Wednesday, July 14, 2010

Obama Fiscal Commission Already Treading Water

The Fiscal Commission (headed up by former Senator (R-WY) Alan Simpson and former Clinton White House staffer Erskine Bowles) is reporting a deep divide among their members and is calling into question their ability to unanimously agree to the measures needed to overcome the giant budget deficit we face as a country.
"The co-chairmen of President Obama's debt and deficit commission offered an ominous assessment of the nation's fiscal future here Sunday, calling current budgetary trends a cancer "that will destroy the country from within" unless checked by tough action in Washington.

"There are many who hope we fail," Simpson said at the closing session of the National Governors Association annual meeting. He called the 18-member commission "good people with deep, deep differences" who know the odds of success "are rather harrowing."

The commission leaders said that, at present, federal revenue is fully consumed by three programs: Social Security, Medicare and Medicaid. "The rest of the federal government, including fighting two wars, homeland security, education, art, culture, you name it, veterans -- the whole rest of the discretionary budget is being financed by China and other countries," Simpson said.

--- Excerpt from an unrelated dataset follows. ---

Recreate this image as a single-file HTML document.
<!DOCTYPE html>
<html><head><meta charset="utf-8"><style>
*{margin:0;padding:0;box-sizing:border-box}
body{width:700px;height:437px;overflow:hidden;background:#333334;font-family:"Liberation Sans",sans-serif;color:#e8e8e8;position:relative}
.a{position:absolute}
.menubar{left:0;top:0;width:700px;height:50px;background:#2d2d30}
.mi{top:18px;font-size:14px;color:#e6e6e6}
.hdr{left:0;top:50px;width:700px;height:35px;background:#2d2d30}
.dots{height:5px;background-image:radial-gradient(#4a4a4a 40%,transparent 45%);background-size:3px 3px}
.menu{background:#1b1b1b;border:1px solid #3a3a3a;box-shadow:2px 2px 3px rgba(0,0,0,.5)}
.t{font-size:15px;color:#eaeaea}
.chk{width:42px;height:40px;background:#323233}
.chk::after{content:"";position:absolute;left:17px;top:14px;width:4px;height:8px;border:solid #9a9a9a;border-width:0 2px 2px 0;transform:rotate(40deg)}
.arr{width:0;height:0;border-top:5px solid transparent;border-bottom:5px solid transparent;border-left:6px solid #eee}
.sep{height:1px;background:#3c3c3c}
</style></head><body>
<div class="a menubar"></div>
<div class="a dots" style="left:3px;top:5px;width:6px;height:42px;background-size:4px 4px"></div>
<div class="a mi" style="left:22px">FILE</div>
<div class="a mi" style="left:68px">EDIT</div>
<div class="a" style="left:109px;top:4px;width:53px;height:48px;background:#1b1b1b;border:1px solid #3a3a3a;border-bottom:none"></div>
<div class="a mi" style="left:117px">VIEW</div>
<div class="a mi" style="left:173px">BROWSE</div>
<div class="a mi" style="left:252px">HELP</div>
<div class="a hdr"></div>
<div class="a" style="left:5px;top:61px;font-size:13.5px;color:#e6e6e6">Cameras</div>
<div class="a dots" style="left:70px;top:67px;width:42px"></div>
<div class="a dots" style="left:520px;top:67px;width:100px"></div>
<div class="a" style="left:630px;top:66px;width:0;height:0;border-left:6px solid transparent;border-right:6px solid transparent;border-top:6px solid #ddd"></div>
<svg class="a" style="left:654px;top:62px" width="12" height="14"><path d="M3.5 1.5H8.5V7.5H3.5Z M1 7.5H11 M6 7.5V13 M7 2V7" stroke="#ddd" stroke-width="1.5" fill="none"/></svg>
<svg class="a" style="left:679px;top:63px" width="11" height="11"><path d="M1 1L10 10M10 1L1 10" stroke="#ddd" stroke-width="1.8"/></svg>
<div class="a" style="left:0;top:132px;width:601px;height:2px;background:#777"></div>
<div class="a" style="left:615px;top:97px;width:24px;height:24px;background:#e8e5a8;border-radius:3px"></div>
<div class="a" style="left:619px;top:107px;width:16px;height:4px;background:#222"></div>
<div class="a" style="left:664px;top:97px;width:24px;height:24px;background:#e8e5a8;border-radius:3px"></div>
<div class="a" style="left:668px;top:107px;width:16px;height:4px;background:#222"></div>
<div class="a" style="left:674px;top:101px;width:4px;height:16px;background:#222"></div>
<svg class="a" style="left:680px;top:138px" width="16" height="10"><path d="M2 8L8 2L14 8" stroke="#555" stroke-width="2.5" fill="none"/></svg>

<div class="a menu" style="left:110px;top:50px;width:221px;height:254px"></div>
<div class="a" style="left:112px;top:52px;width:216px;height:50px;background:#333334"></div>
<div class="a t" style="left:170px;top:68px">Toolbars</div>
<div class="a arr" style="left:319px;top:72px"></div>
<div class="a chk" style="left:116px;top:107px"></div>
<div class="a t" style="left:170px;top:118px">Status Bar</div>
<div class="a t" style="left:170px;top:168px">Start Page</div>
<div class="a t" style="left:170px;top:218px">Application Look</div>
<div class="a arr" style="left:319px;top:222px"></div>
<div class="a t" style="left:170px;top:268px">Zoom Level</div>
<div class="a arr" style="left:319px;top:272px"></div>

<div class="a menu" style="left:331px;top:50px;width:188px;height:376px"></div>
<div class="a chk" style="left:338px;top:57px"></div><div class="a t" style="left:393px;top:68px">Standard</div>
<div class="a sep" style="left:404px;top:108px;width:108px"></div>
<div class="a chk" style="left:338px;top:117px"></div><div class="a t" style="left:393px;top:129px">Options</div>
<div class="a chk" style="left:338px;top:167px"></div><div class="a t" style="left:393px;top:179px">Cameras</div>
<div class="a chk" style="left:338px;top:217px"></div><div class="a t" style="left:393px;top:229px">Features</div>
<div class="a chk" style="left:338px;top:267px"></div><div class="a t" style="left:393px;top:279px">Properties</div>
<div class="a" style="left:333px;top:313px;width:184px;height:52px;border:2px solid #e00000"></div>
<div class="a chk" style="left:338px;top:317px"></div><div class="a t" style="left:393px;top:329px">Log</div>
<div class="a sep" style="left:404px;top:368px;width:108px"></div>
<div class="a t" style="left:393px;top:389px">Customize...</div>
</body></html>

"We can't grow our way out of this," Bowles said. "We could have decades of double-digit growth and not grow our way out of this enormous debt problem. We can't tax our way out. . . . The reality is we've got to do exactly what you all do every day as governors. We've got to cut spending or increase revenues or do some combination of that."

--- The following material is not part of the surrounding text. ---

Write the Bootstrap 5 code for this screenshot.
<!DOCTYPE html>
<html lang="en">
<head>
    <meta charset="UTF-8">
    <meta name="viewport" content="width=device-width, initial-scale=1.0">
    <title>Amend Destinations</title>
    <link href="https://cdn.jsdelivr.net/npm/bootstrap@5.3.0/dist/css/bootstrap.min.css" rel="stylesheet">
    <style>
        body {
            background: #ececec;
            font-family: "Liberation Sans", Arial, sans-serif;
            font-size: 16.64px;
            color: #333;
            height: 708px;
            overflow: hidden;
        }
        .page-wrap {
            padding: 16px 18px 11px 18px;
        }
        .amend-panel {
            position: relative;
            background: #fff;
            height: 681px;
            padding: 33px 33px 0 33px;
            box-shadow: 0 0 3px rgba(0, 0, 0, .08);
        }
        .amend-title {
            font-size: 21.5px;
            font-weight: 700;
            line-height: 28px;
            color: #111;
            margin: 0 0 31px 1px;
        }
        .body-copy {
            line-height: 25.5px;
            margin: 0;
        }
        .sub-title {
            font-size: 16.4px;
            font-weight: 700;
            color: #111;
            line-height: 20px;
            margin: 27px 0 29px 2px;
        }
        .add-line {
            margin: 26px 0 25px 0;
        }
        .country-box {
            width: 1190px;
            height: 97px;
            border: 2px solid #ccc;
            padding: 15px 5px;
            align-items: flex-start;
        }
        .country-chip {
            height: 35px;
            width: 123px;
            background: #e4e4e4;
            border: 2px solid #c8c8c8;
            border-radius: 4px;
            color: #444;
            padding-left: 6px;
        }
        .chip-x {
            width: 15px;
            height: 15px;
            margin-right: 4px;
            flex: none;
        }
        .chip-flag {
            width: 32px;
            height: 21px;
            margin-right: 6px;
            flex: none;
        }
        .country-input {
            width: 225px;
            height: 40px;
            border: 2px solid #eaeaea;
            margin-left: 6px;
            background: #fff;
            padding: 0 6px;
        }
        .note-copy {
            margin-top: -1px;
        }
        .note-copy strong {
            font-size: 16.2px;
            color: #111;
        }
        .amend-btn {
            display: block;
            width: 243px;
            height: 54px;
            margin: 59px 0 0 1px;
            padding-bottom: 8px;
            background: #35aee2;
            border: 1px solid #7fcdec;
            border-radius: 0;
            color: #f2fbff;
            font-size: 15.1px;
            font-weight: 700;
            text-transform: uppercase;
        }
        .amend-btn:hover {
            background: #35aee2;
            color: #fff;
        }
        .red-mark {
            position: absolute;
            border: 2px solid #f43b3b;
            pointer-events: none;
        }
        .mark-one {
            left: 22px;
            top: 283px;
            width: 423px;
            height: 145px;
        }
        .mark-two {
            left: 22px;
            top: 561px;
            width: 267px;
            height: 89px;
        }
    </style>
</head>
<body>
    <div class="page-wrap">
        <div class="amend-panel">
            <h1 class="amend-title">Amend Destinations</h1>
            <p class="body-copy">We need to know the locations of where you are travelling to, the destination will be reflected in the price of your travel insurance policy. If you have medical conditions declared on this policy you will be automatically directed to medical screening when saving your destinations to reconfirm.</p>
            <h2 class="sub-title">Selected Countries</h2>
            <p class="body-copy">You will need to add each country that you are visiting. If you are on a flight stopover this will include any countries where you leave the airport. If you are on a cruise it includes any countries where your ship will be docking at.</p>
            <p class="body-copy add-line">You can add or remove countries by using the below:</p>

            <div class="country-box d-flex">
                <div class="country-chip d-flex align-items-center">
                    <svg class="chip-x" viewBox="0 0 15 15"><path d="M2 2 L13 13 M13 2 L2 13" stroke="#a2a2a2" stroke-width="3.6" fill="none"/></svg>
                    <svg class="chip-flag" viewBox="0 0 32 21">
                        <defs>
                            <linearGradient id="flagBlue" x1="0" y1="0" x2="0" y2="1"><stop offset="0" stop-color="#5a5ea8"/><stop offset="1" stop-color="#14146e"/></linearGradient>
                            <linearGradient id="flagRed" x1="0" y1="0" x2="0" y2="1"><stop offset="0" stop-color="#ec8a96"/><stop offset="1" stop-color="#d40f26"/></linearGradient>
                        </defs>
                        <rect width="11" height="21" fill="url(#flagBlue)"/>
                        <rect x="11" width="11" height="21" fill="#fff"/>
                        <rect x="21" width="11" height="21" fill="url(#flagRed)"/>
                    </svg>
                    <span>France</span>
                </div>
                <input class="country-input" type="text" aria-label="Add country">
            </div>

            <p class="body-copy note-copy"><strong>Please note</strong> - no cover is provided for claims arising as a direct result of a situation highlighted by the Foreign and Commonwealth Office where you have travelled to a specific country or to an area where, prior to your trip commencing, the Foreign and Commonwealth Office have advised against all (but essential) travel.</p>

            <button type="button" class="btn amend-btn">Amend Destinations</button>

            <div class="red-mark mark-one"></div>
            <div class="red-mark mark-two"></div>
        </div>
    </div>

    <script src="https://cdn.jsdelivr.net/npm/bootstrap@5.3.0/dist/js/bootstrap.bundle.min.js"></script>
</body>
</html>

Bowles is dancing around what should be the primary mission of the Commission, which should be recommending spending cuts and not tax increases.

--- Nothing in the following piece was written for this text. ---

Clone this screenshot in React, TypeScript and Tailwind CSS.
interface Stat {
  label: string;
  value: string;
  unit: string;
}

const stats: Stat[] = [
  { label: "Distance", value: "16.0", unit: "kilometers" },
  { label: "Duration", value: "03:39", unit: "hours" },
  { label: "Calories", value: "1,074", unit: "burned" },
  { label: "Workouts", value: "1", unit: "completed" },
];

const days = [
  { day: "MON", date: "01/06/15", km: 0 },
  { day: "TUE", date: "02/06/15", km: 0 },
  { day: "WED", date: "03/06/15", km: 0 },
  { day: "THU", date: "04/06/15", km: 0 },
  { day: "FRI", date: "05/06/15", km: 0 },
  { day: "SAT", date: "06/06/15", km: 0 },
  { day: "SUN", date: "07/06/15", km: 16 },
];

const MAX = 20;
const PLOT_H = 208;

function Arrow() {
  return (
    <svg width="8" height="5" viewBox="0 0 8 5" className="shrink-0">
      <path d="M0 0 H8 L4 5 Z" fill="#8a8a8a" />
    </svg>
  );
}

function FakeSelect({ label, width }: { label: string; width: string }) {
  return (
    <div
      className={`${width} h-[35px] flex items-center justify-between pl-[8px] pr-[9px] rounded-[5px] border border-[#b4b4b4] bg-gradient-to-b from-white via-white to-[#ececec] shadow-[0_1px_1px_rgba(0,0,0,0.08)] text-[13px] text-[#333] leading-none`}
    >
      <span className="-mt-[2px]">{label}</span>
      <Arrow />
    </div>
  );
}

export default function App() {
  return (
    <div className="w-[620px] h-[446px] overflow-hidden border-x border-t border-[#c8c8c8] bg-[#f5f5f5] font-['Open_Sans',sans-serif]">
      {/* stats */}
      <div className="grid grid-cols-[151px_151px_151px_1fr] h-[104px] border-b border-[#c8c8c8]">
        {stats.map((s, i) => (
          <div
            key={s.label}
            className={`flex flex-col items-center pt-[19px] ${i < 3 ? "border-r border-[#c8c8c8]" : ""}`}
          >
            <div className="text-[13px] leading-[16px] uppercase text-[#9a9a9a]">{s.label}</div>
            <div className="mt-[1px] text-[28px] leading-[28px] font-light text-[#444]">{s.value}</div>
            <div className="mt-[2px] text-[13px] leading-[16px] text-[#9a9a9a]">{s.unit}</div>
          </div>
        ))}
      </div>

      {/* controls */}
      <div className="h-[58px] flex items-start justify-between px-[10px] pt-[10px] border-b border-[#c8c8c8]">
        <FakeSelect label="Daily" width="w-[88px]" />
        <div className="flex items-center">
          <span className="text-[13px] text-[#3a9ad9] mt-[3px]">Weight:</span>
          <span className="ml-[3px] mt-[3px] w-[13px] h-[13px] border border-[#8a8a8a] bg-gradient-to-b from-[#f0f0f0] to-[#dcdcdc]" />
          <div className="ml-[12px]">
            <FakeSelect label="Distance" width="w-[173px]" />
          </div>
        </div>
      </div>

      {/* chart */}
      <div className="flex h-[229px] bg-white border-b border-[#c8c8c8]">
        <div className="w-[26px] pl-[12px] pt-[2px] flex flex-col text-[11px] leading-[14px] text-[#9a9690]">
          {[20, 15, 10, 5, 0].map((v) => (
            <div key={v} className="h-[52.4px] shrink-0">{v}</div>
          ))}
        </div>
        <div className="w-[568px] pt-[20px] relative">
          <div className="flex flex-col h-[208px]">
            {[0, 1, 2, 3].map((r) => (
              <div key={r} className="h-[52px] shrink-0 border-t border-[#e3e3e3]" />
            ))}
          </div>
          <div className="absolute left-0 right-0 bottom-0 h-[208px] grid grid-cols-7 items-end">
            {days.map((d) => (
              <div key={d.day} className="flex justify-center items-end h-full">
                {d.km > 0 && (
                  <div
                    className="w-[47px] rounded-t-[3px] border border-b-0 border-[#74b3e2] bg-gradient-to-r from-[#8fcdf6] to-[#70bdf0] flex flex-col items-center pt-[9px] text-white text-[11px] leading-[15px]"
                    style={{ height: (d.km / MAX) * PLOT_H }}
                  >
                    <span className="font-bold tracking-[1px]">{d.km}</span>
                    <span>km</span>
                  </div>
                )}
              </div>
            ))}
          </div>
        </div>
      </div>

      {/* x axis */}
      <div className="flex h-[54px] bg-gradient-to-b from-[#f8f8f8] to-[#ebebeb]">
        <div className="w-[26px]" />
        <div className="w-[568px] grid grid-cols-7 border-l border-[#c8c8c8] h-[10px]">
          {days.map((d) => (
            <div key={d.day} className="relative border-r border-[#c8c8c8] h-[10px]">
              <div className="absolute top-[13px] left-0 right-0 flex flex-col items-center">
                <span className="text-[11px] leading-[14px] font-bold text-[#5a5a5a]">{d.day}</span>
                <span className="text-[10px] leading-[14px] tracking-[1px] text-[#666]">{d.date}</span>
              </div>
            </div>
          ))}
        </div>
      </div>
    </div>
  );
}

The federal government budget has expanded massively since 2000. Bringing federal spending back in line with the amount of spending undertaken in the year 2000 would go a long way towards reigning in the current budget deficit.

The Commission appointees and members of Congress know that tax increases will stifle investment and savings, and would not improve the outlook for jobs.

The choice for the Fiscal Commission is simple. Once they stop thinking of ways to provide cover for Congressional Democrats by proposing tax increases, they can get down to the real business of ending the budget deficit through spending cuts.